Il sera donc question ici de : décontraction des membres inférieurs, de relaxitude dans la groovance, de larmes dans le whisky, de maîtrise de son sujet, d’épuration des formes, de rigueur dans la désinvolture, de joyau méconnu.
Le voilà avec un troisième album intitulé : “Blindé”, réalisé par Edouard Coquard (Nilda Fernandez, Gérald Depalmas et tant d’autres…), qui sortira en fevrier 2022. Enfin un bon titre d’album ! « Trop puisseuuâânt ! » s’exclamera Aimé Jacquet, enthousiaste, le jour où quelqu’un (bon, moi…) lui en fit part…

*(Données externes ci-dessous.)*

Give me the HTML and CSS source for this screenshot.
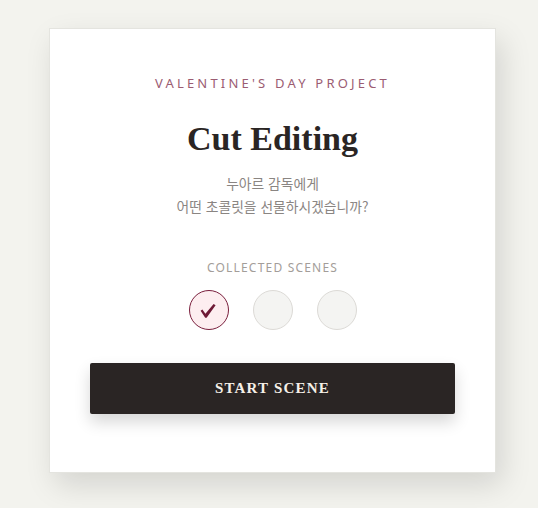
FILE: index.html
```html
<!DOCTYPE html>
<html lang="ko">
<head>
<meta charset="utf-8">
<link rel="stylesheet" href="styles.css">
</head>
<body>
<main class="card">
  <p class="eyebrow">VALENTINE'S DAY PROJECT</p>
  <h1 class="title">Cut Editing</h1>
  <p class="desc">누아르 감독에게<br>어떤 초콜릿을 선물하시겠습니까?</p>
  <p class="label">COLLECTED SCENES</p>
  <div class="scenes">
    <span class="scene done"><svg class="check" width="16" height="14" viewBox="0 0 16 14"><polygon points="0.6,6.8 2.4,5.6 5.4,9.8 13.6,0 15.6,1.2 6.6,13.8 5.2,13.8" fill="currentColor"/></svg></span>
    <span class="scene"></span>
    <span class="scene"></span>
  </div>
  <button class="start">START SCENE</button>
</main>
</body>
</html>
```
FILE: styles.css
```css
html, body { margin: 0; padding: 0; }
body {
  background: #f3f3ee;
  width: 538px;
  height: 508px;
  padding: 28px 0 0 49px;
  box-sizing: border-box;
  font-family: "Noto Sans", "Noto Sans CJK KR", sans-serif;
}
.card {
  width: 447px;
  box-sizing: border-box;
  background: #fff;
  border: 1px solid #e4e4df;
  padding: 45px 40px 58px;
  text-align: center;
  box-shadow: 6px 12px 28px rgba(0,0,0,0.13);
}
.eyebrow {
  margin: 0;
  font-size: 13px;
  line-height: 18px;
  letter-spacing: 3.2px;
  color: #9b5c72;
}
.title {
  margin: 27px 0 0;
  font-family: "Liberation Serif", serif;
  font-weight: 700;
  font-size: 34px;
  line-height: 40px;
  color: #2a2524;
}
.desc {
  margin: 13px 0 0;
  font-family: "Noto Sans CJK KR", sans-serif;
  font-size: 13.8px;
  line-height: 23px;
  color: #8a8582;
}
.label {
  margin: 42px 0 0;
  font-size: 12px;
  line-height: 16px;
  letter-spacing: 1.2px;
  color: #a39d99;
}
.scenes {
  margin-top: 14px;
  display: flex;
  justify-content: center;
  gap: 24px;
}
.scene {
  width: 40px;
  height: 40px;
  box-sizing: border-box;
  border-radius: 50%;
  border: 1px solid #dcdad6;
  background: #f4f4f2;
  display: flex;
  align-items: center;
  justify-content: center;
}
.scene.done {
  background: #fdeef0;
  border-color: #7a1f3d;
  color: #6e1a36;
}
.check {
  display: block;
  margin: 2px 1px 0 0;
}
.start {
  display: block;
  margin-top: 33px;
  width: 100%;
  height: 51px;
  border: 0;
  border-radius: 2px;
  background: #2a2524;
  color: #f5f0e8;
  font-family: "Liberation Serif", serif;
  font-weight: 700;
  font-size: 15px;
  letter-spacing: 1.2px;
  box-shadow: 0 8px 16px rgba(0,0,0,0.16);
}
```
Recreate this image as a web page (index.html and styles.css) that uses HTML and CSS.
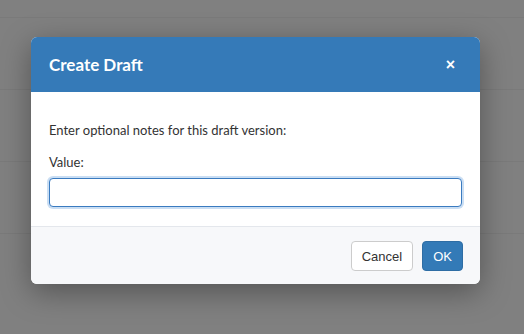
FILE: index.html
```html
<!DOCTYPE html>
<html lang="en">

<head>
    <meta charset="UTF-8">
    <meta name="viewport" content="width=device-width, initial-scale=1.0">
    <title>Create Draft</title>
    <link rel="stylesheet" href="styles.css">
</head>

<body>

    <!-- Page rows dimmed behind the overlay -->
    <div class="backdrop">
        <div class="row"></div>
        <div class="row"></div>
        <div class="row"></div>
        <div class="row"></div>
    </div>

    <!-- Create Draft dialog -->
    <div class="modal">
        <div class="modal-header">
            <h2>Create Draft</h2>
            <button class="close" type="button">&times;</button>
        </div>
        <div class="modal-body">
            <p>Enter optional notes for this draft version:</p>
            <label for="value">Value:</label>
            <input type="text" id="value" name="value">
        </div>
        <div class="modal-footer">
            <button class="btn btn-default" type="button">Cancel</button>
            <button class="btn btn-primary" type="button">OK</button>
        </div>
    </div>

</body>

</html>
```

FILE: styles.css
```css
/* General Styles */
html,
body {
    height: 100%;
    margin: 0;
    overflow: hidden;
}

body {
    position: relative;
    background-color: #808080;
    font-family: Lato, "Open Sans", sans-serif;
}

.backdrop {
    position: absolute;
    inset: 0;
    padding-top: 17px;
}

.row {
    height: 71px;
    border-top: 1px solid #7a7a7a;
}

.modal {
    position: absolute;
    top: 37px;
    left: 31px;
    width: 449px;
    background: #ffffff;
    border-radius: 6px;
    overflow: hidden;
    box-shadow: 0 8px 30px rgba(0, 0, 0, 0.35);
}

.modal-header {
    height: 55px;
    padding: 0 25px 0 18px;
    display: flex;
    justify-content: space-between;
    align-items: center;
    background-color: #357ab8;
}

h2 {
    margin: 0;
    font-size: 17px;
    font-weight: 700;
    color: #ffffff;
}

.close {
    padding: 0;
    border: none;
    background: none;
    color: #ffffff;
    font-family: "Liberation Sans", Arial, sans-serif;
    font-size: 16px;
    font-weight: 700;
    line-height: 1;
    cursor: pointer;
}

.modal-body {
    padding: 29px 18px 19px;
}

p {
    margin: 0 0 14px;
    font-size: 13px;
    line-height: 18px;
    color: #333;
}

label {
    display: block;
    margin-bottom: 7px;
    font-size: 13px;
    line-height: 18px;
    color: #333;
}

input {
    display: block;
    box-sizing: border-box;
    width: 100%;
    height: 29px;
    padding: 4px 8px;
    font-size: 13px;
    border: 1px solid #3a7bc0;
    border-radius: 4px;
    outline: none;
    box-shadow: 0 0 0 2px rgba(102, 160, 220, 0.35);
}

.modal-footer {
    display: flex;
    justify-content: flex-end;
    gap: 9px;
    padding: 14px 17px 13px;
    border-top: 1px solid #e4e7ec;
    background-color: #f7f8fa;
}

.btn {
    box-sizing: border-box;
    height: 30px;
    padding: 0 10px;
    font-family: "Liberation Sans", Arial, sans-serif;
    font-size: 13px;
    border-radius: 4px;
    cursor: pointer;
}

.btn-default {
    background-color: #ffffff;
    color: #333;
    border: 1px solid #cccccc;
}

.btn-primary {
    background-color: #337ab7;
    color: #ffffff;
    border: 1px solid #2e6da4;
}
```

« BLINDÉ ». Ah ben oui ! Blindé de talent, mon cochon ! Le bougre s’emploie à y enfoncer un certain de nombre de clous sur un certain nombre de planches. Et à bien les ajuster toutes ensembles. Soigneusement. Méthodiquement. Avec amour. L’amour de la musique, la vraie, et du travail soigné. Celui du respect de l’auditeur et de soi même. Comme un artiste qui sait ce qu’il veut construire. Qui sait comment. Et qui le fait.
Il faut le dire, Guillaume Farley regorge d’énergie, de poils sous les bras et de pêches sur le premier temps. Mais c’est aussi un être tendre, vulnérable et mélancolique. Ses chansons tanguent entre plusieurs degrés de lecture, entre gravité et légèreté, paillettes et charentaises. Entre smoking et maillot de bain poutre apparente. Et entre plein d’autres trucs opposés mais complémentaires, que vous imaginerez vous-même (car le temps presse et j’attends toujours mon second virement)… D’aucuns seraient tentés d’ajouter : « entre rires et larmes » avant de prendre un carton rouge et de rentrer direct aux vestiaires pour une suspension immédiate de dix matchs.
Céleste ménestrel. Guerrier du groove. Troubadour poétique. Saltimbanque électrique. Bouffon polyrythmique. Ses chansons font du bien. Ses chansons lui ressemblent. Et comme disait Jean Paul Sartre : « Guillaume Farley, c’est bon. Mangez-en ».